On the eve of the 2024 elections, CPA has placed these donations under a microscope. The Underwriters series examines the role that 527 groups have played in changing control of state legislatures, as well as in the election of attorneys general and governors. These groups have also shaped national policy, much of it in such highly contentious areas as abortion rights, climate change, voting rights and LGBTQ rights.
The reports also document how this little-known money trail raises questions about undermining democracy and creating minority rule – and associated legislative, political and policy outcomes.
They also document unique risks for companies that urgently need to be addressed. When companies make large contributions in six and seven figures to influence elections, they face a new risk calculus. This issue is exacerbated when they give to the third-party groups listed above.
As the reports detail, companies face risks on multiple levels. Addressing threats to democracy is critical for protecting the environment companies need to operate, grow and compete. Closer to the C-Suite, guardrails are needed to shield companies from risks, internal and external, that pose serious threats to them and their shareholders.

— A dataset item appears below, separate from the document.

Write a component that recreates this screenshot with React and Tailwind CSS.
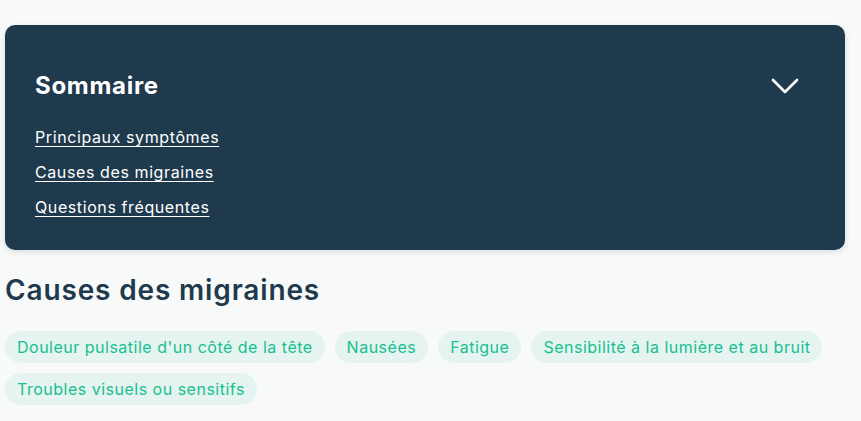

It is important to underscore that CPA’s new reports carefully and exhaustively follow the money. The following graphics breakdown the sources of money to the 527s since 2010:
The following flow chart shows contributions by companies shows contributions by companies with commitments on clean energy policies to governors critical of those efforts. This is an example of conflicted spending.
The first two reports are Corporate Underwriters and the Democracy Gap and Courting Risk: Corporate Underwriters and State Attorneys General. They lay the groundwork for the third report, Corporate Underwriters: Where the Rubber Hits the Road.
Corporate Underwriters and the Democracy Gap examines state legislative elections and the uneven outcomes that have led to gerrymandering and minority rule in many states. It further follows the legislative, policy and political outcomes of systemic gerrymandering. It focuses on the Republican State Leadership Committee, the group’s success in underwriting changes in control of state legislatures beginning in 2010, and the upshot.
Courting Risk zeroes in on state attorneys general elections and their consequences. These include the filing of lawsuits and amicus briefs that, in turn, have led to U.S. Supreme Court decisions instrumental in creating new precedents or overturning long -standing precedents. The focus is on the Republican Attorneys General Association. It played a major role in underwriting the election of state attorneys general who spearheaded these lawsuits or briefs.
The final report, Where the Rubber Hits the Road, takes a wider look at public company political spending and its impact. It concludes with a set of actions that companies should take to navigate and protect themselves in the new risk-fraught environment. It warns that company political donations can no longer be defended as merely transactional or intended to ensure access to elected officials. Each dollar spent on an election directly or through third-party groups associates corporate donors with the candidates who win office and the policies enacted and lawsuits brought with their support.
The report suggests a framework – the CPA-Zicklin Model Code — that gives corporate leaders control over their political spending. Companies have an important role and responsibility as members of society with a stake in a healthy democracy; a framework like the Model Code recognizes these principles as key elements of corporate political spending due diligence and spending decisions.